-- start of Provided data --
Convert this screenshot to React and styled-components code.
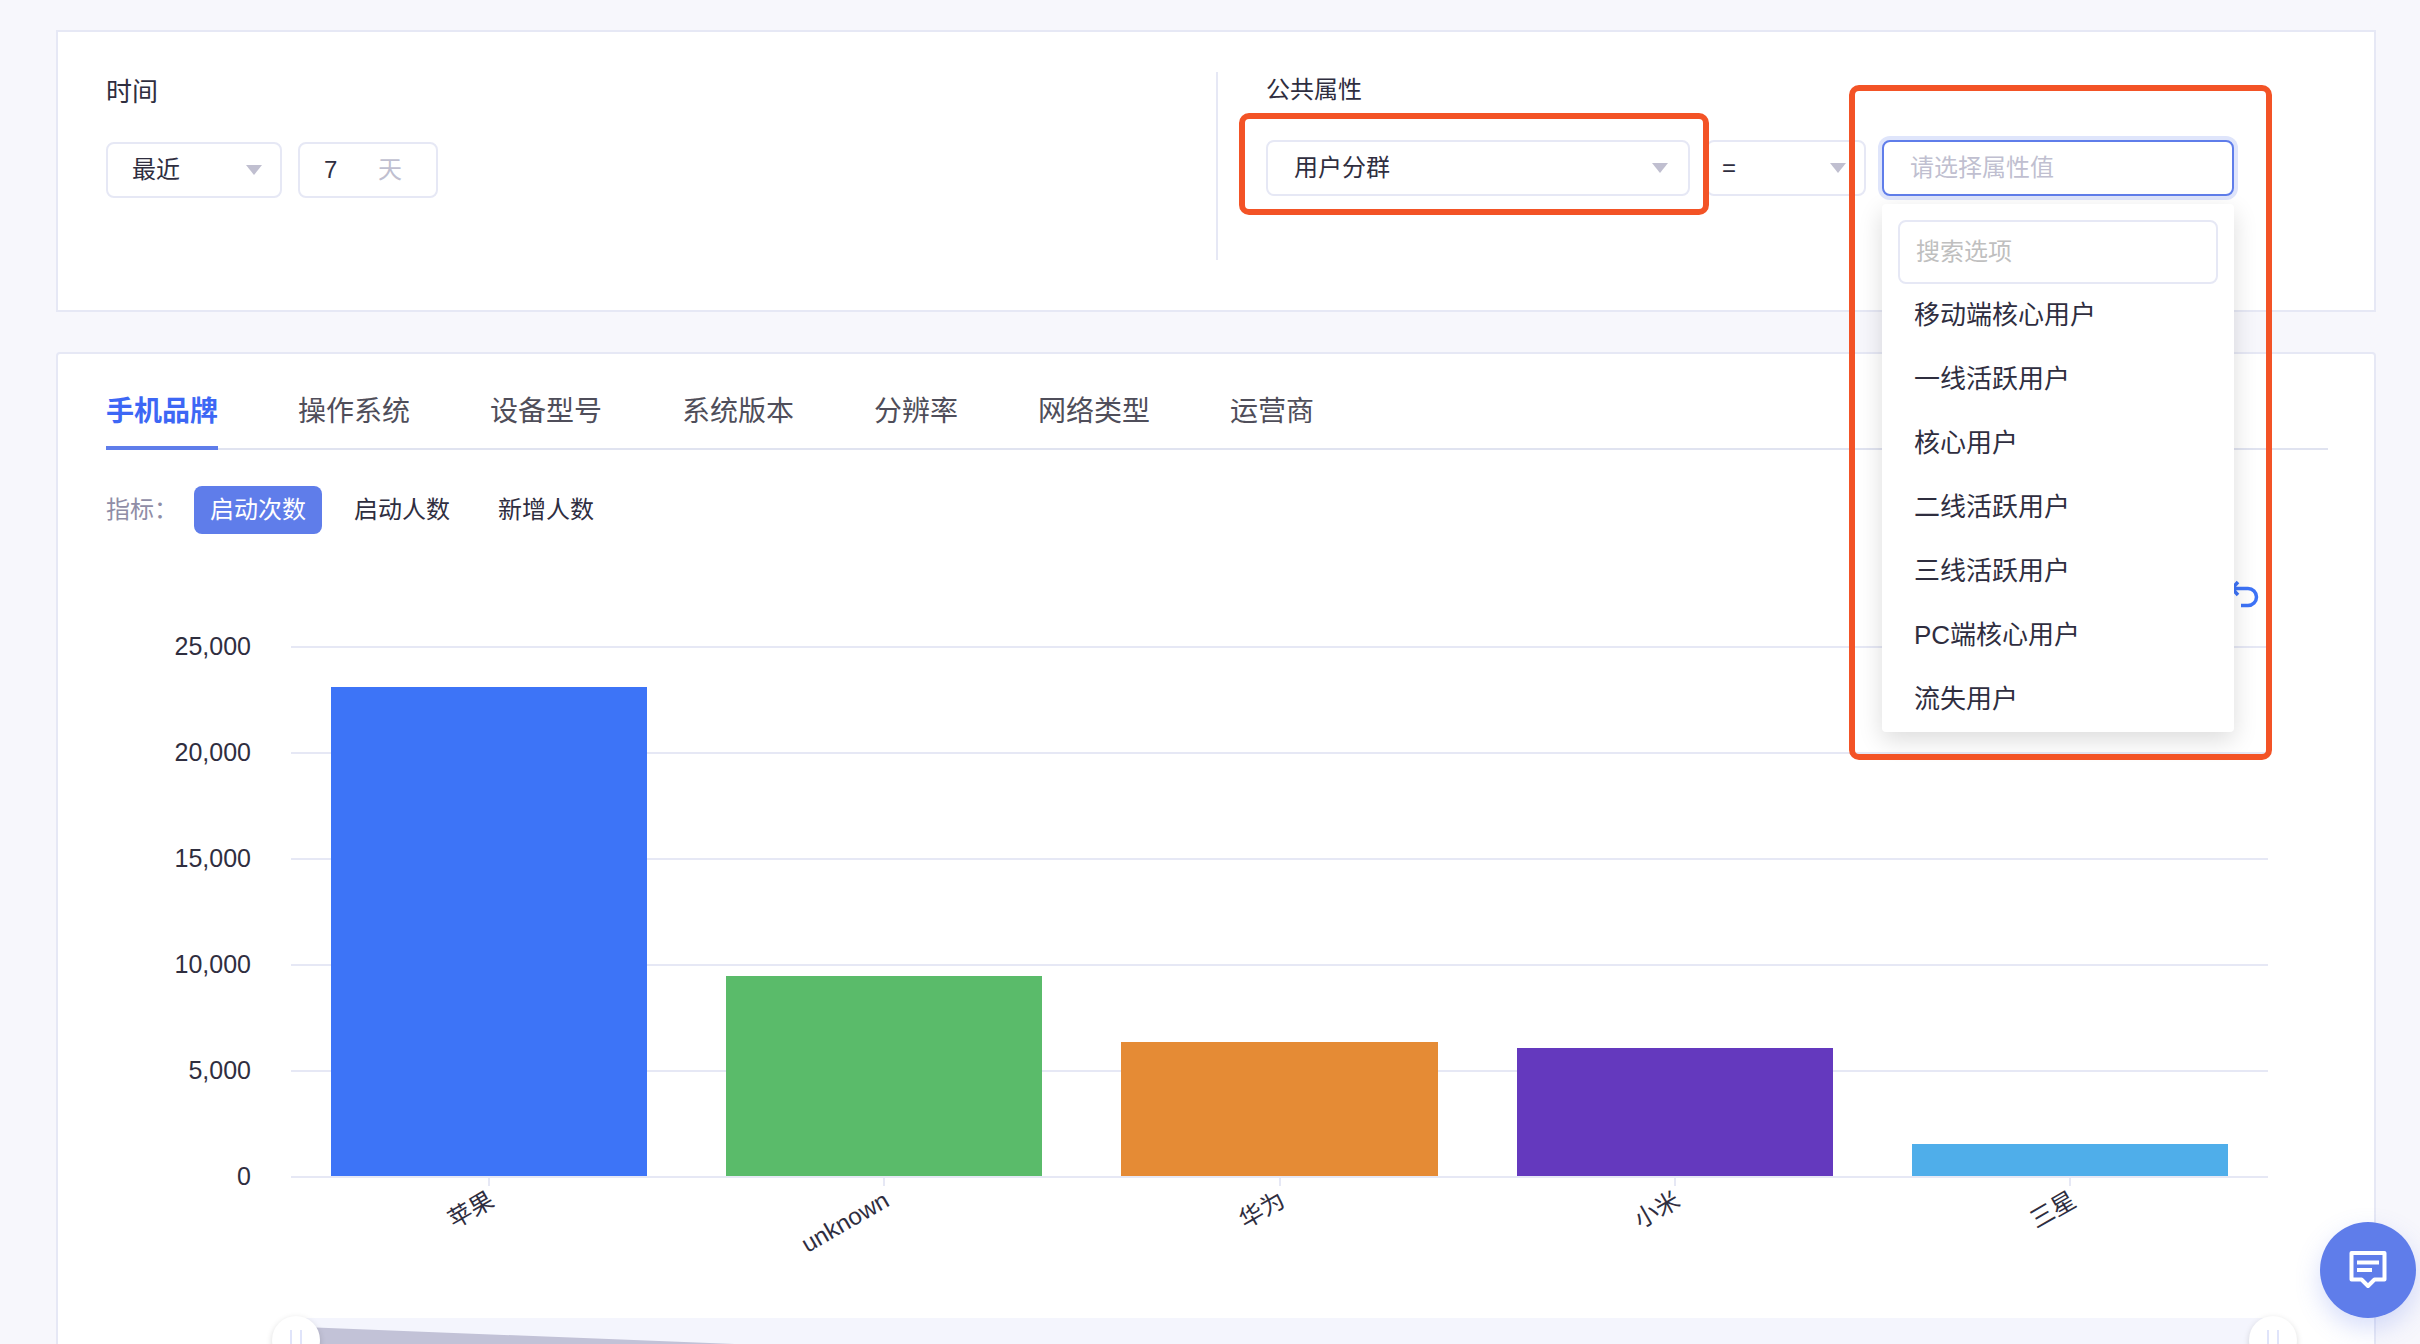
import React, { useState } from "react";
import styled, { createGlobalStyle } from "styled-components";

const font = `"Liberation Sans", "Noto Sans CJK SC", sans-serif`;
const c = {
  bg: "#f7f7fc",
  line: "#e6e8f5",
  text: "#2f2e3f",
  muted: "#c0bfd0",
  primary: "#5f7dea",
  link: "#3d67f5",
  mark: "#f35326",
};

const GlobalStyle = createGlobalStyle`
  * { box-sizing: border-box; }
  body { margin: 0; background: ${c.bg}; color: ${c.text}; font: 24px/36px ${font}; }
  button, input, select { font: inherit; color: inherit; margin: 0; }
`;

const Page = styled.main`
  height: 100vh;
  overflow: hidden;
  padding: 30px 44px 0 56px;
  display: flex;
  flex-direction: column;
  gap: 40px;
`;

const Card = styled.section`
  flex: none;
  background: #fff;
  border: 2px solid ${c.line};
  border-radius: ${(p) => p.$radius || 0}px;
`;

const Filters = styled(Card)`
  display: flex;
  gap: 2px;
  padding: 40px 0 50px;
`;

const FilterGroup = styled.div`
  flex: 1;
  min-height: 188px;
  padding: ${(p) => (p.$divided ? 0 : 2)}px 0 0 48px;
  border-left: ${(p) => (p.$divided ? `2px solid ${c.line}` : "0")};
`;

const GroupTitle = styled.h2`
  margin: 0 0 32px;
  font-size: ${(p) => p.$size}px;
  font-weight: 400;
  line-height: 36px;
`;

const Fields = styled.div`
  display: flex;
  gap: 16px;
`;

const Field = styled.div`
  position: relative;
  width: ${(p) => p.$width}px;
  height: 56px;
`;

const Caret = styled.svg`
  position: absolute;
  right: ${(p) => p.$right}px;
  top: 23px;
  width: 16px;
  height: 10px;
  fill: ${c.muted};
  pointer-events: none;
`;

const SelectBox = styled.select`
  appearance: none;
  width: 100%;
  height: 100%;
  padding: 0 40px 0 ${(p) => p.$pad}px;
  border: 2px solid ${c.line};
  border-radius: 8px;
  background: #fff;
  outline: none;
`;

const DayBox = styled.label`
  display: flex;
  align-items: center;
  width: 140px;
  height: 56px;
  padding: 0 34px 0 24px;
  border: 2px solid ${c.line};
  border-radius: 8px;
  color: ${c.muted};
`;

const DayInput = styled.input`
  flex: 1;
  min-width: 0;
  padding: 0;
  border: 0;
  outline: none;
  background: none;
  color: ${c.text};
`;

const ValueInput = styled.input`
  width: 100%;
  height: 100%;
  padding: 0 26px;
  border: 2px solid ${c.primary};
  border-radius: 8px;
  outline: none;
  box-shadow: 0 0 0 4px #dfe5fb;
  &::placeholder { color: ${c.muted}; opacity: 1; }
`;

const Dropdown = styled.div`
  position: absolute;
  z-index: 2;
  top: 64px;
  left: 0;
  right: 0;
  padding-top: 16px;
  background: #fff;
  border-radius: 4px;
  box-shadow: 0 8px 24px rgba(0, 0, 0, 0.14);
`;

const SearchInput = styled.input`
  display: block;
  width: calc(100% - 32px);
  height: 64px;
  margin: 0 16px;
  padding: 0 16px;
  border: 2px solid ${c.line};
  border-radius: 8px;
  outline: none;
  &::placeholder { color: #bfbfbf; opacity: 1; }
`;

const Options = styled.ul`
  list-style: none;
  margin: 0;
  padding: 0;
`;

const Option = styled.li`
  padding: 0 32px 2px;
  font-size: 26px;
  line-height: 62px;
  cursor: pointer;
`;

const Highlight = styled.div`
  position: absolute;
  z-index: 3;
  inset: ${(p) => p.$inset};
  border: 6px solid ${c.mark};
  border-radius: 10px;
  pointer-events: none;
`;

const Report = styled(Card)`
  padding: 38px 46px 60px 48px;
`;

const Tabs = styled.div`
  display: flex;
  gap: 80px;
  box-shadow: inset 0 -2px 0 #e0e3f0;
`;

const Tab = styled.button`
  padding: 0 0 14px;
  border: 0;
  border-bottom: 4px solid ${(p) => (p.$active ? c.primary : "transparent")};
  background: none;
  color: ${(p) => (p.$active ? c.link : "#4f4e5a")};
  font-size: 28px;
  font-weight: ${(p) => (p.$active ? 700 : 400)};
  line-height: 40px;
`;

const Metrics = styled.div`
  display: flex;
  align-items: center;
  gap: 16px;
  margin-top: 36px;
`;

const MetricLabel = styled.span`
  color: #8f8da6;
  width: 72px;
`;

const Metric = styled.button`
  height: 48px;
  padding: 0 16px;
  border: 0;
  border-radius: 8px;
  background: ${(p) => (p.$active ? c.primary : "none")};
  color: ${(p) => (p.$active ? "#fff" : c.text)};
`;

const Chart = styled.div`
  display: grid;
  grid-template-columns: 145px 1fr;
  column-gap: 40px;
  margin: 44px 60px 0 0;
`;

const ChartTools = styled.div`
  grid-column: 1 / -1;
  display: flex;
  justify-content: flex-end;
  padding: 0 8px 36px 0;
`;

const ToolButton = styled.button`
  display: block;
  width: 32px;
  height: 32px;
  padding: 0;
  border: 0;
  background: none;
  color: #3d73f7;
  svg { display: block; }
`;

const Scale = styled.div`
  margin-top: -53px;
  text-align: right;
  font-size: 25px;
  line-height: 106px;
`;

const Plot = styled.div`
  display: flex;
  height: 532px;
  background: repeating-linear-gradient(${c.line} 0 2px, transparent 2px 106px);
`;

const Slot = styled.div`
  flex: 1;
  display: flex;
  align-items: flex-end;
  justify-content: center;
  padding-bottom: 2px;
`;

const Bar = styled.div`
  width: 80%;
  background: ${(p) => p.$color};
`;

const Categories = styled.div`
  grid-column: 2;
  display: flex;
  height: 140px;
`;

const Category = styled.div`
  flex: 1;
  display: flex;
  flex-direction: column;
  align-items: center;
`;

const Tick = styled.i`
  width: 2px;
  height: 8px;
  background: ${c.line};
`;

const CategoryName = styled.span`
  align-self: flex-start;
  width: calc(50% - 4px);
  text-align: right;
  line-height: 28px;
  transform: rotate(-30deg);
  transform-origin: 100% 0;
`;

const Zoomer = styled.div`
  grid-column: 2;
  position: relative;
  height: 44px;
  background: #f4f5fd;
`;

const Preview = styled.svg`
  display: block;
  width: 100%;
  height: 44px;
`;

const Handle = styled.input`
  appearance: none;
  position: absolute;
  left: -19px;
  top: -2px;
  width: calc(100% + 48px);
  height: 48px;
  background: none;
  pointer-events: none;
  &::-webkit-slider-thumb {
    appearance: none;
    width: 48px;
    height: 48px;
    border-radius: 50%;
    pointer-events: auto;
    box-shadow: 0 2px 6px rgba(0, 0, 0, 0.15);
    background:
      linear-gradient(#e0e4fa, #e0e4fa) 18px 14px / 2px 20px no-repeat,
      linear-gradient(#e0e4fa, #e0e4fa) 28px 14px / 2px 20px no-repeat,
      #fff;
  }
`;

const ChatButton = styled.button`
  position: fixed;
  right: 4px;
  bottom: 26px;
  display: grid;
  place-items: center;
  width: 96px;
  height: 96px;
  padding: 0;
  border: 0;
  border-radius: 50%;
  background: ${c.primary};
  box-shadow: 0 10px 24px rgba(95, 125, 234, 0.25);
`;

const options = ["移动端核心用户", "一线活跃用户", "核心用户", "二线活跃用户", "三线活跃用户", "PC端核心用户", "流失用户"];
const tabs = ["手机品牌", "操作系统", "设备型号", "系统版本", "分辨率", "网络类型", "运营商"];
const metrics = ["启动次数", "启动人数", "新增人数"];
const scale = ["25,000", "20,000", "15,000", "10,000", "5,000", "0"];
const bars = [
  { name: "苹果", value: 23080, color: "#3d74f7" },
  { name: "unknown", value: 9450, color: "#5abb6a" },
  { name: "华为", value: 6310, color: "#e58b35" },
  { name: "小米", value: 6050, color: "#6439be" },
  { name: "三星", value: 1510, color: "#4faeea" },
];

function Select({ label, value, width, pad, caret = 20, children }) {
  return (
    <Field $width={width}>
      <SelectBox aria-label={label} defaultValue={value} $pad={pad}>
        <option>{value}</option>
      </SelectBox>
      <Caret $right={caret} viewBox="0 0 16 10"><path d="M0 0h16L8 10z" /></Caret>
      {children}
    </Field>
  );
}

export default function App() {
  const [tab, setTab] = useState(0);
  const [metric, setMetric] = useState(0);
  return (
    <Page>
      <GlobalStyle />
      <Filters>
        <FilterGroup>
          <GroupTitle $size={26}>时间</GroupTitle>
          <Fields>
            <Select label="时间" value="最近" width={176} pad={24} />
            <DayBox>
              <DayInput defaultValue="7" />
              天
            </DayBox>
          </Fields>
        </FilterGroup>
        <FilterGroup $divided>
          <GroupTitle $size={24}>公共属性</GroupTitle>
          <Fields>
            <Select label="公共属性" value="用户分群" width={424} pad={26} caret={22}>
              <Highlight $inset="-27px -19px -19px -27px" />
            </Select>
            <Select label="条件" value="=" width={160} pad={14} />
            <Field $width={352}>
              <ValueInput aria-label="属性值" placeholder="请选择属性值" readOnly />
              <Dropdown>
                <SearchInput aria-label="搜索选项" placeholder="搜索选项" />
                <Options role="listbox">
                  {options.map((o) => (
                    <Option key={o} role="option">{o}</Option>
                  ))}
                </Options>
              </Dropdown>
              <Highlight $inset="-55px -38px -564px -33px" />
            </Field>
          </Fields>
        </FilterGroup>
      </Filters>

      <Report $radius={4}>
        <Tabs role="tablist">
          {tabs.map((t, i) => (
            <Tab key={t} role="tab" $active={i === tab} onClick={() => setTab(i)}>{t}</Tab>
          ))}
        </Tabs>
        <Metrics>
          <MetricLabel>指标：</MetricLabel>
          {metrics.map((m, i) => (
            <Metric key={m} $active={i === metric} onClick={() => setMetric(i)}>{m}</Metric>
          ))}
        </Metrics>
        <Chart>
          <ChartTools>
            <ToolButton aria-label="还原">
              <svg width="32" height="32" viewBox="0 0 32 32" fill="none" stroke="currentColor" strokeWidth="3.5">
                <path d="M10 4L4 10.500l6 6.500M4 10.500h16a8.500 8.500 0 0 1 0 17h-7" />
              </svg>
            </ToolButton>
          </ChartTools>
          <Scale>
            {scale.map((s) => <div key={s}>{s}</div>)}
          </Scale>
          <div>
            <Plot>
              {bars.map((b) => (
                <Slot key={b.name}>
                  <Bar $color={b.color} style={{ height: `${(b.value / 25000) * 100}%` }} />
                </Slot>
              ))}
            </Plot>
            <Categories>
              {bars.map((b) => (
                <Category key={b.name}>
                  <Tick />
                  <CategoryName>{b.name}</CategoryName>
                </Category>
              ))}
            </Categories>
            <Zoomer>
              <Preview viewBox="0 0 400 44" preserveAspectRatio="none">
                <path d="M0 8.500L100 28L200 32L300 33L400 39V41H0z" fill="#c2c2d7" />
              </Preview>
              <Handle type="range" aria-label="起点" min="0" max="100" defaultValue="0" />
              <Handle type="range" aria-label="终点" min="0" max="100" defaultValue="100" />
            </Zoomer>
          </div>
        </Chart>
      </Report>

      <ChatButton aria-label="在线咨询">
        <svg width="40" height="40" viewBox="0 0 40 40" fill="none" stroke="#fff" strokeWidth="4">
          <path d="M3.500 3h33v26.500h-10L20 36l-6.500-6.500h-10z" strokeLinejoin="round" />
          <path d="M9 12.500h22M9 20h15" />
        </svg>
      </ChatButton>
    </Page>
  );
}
-- end of Provided data --
The request ::
List all lines above in which the string "React" appears.

Written answer ::
Convert this screenshot to React and styled-components code.
import React, { useState } from "react";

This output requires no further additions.